─── DATA LINES ───

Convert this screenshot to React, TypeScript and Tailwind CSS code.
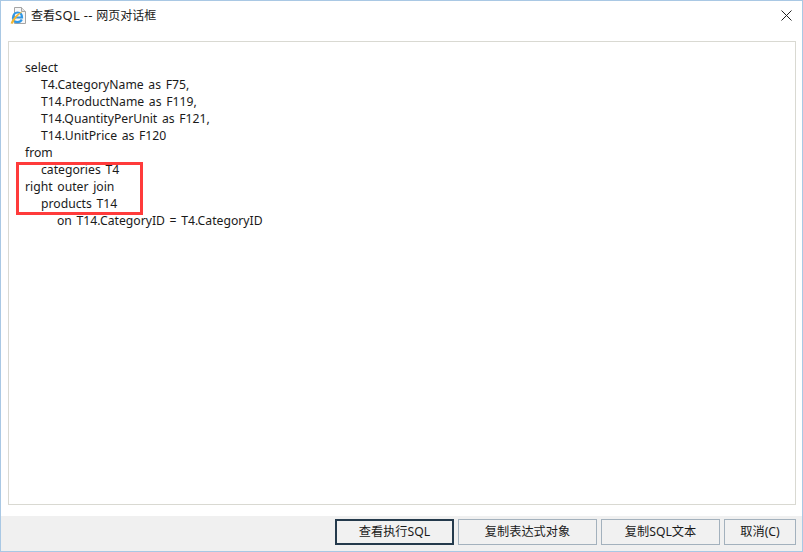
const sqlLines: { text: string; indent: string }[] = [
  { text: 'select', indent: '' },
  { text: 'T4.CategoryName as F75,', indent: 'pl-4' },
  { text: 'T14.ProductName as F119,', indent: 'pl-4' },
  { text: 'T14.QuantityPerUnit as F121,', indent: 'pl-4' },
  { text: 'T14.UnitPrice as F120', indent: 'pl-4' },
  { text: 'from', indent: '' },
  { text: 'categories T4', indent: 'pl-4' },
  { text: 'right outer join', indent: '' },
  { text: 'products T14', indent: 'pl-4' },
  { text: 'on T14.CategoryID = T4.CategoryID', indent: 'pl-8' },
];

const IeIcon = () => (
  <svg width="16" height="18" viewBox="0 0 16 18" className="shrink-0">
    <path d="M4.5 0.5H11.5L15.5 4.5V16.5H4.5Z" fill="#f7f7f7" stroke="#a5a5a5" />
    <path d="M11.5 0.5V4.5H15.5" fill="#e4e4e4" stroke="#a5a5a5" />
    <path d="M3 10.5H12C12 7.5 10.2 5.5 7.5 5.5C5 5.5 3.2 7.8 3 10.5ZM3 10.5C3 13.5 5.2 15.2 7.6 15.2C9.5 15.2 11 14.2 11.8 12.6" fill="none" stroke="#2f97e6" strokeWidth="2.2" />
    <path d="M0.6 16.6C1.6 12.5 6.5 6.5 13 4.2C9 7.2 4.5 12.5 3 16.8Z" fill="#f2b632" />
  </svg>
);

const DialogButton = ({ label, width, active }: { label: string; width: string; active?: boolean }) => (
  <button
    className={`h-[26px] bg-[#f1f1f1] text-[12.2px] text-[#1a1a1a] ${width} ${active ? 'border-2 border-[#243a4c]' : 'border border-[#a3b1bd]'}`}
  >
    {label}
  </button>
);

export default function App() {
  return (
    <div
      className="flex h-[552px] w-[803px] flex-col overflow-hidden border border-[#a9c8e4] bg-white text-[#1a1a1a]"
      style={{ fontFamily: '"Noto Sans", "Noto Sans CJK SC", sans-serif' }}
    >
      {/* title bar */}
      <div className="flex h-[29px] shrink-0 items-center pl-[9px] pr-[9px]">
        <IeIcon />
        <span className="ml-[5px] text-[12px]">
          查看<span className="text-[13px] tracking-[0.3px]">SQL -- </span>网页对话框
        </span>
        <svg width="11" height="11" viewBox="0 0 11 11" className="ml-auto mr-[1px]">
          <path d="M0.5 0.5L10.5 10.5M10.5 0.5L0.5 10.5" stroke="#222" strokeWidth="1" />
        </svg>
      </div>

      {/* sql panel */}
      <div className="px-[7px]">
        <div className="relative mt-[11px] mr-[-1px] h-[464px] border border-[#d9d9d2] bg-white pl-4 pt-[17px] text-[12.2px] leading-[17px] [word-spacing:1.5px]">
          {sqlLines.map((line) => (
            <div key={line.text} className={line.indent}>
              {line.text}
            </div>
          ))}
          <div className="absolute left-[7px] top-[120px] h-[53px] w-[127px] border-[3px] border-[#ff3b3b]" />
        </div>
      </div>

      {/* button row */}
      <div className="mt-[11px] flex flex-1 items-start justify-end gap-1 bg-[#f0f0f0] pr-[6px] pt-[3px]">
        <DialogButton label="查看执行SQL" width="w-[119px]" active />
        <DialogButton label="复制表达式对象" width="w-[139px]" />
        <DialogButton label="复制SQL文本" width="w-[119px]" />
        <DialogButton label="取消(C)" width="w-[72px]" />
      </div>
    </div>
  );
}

───

Quote the data exactly, leaving every image out of the copy.

WRITTEN ANSWER —
Convert this screenshot to React, TypeScript and Tailwind CSS code.
const sqlLines: { text: string; indent: string }[] = [
  { text: 'select', indent: '' },
  { text: 'T4.CategoryName as F75,', indent: 'pl-4' },
  { text: 'T14.ProductName as F119,', indent: 'pl-4' },
  { text: 'T14.QuantityPerUnit as F121,', indent: 'pl-4' },
  { text: 'T14.UnitPrice as F120', indent: 'pl-4' },
  { text: 'from', indent: '' },
  { text: 'categories T4', indent: 'pl-4' },
  { text: 'right outer join', indent: '' },
  { text: 'products T14', indent: 'pl-4' },
  { text: 'on T14.CategoryID = T4.CategoryID', indent: 'pl-8' },
];

const IeIcon = () => (
  <svg width="16" height="18" viewBox="0 0 16 18" className="shrink-0">
    <path d="M4.5 0.5H11.5L15.5 4.5V16.5H4.5Z" fill="#f7f7f7" stroke="#a5a5a5" />
    <path d="M11.5 0.5V4.5H15.5" fill="#e4e4e4" stroke="#a5a5a5" />
    <path d="M3 10.5H12C12 7.5 10.2 5.5 7.5 5.5C5 5.5 3.2 7.8 3 10.5ZM3 10.5C3 13.5 5.2 15.2 7.6 15.2C9.5 15.2 11 14.2 11.8 12.6" fill="none" stroke="#2f97e6" strokeWidth="2.2" />
    <path d="M0.6 16.6C1.6 12.5 6.5 6.5 13 4.2C9 7.2 4.5 12.5 3 16.8Z" fill="#f2b632" />
  </svg>
);

const DialogButton = ({ label, width, active }: { label: string; width: string; active?: boolean }) => (
  <button
    className={`h-[26px] bg-[#f1f1f1] text-[12.2px] text-[#1a1a1a] ${width} ${active ? 'border-2 border-[#243a4c]' : 'border border-[#a3b1bd]'}`}
  >
    {label}
  </button>
);

export default function App() {
  return (
    <div
      className="flex h-[552px] w-[803px] flex-col overflow-hidden border border-[#a9c8e4] bg-white text-[#1a1a1a]"
      style={{ fontFamily: '"Noto Sans", "Noto Sans CJK SC", sans-serif' }}
    >
      {/* title bar */}
      <div className="flex h-[29px] shrink-0 items-center pl-[9px] pr-[9px]">
        <IeIcon />
        <span className="ml-[5px] text-[12px]">
          查看<span className="text-[13px] tracking-[0.3px]">SQL -- </span>网页对话框
        </span>
        <svg width="11" height="11" viewBox="0 0 11 11" className="ml-auto mr-[1px]">
          <path d="M0.5 0.5L10.5 10.5M10.5 0.5L0.5 10.5" stroke="#222" strokeWidth="1" />
        </svg>
      </div>

      {/* sql panel */}
      <div className="px-[7px]">
        <div className="relative mt-[11px] mr-[-1px] h-[464px] border border-[#d9d9d2] bg-white pl-4 pt-[17px] text-[12.2px] leading-[17px] [word-spacing:1.5px]">
          {sqlLines.map((line) => (
            <div key={line.text} className={line.indent}>
              {line.text}
            </div>
          ))}
          <div className="absolute left-[7px] top-[120px] h-[53px] w-[127px] border-[3px] border-[#ff3b3b]" />
        </div>
      </div>

      {/* button row */}
      <div className="mt-[11px] flex flex-1 items-start justify-end gap-1 bg-[#f0f0f0] pr-[6px] pt-[3px]">
        <DialogButton label="查看执行SQL" width="w-[119px]" active />
        <DialogButton label="复制表达式对象" width="w-[139px]" />
        <DialogButton label="复制SQL文本" width="w-[119px]" />
        <DialogButton label="取消(C)" width="w-[72px]" />
      </div>
    </div>
  );
}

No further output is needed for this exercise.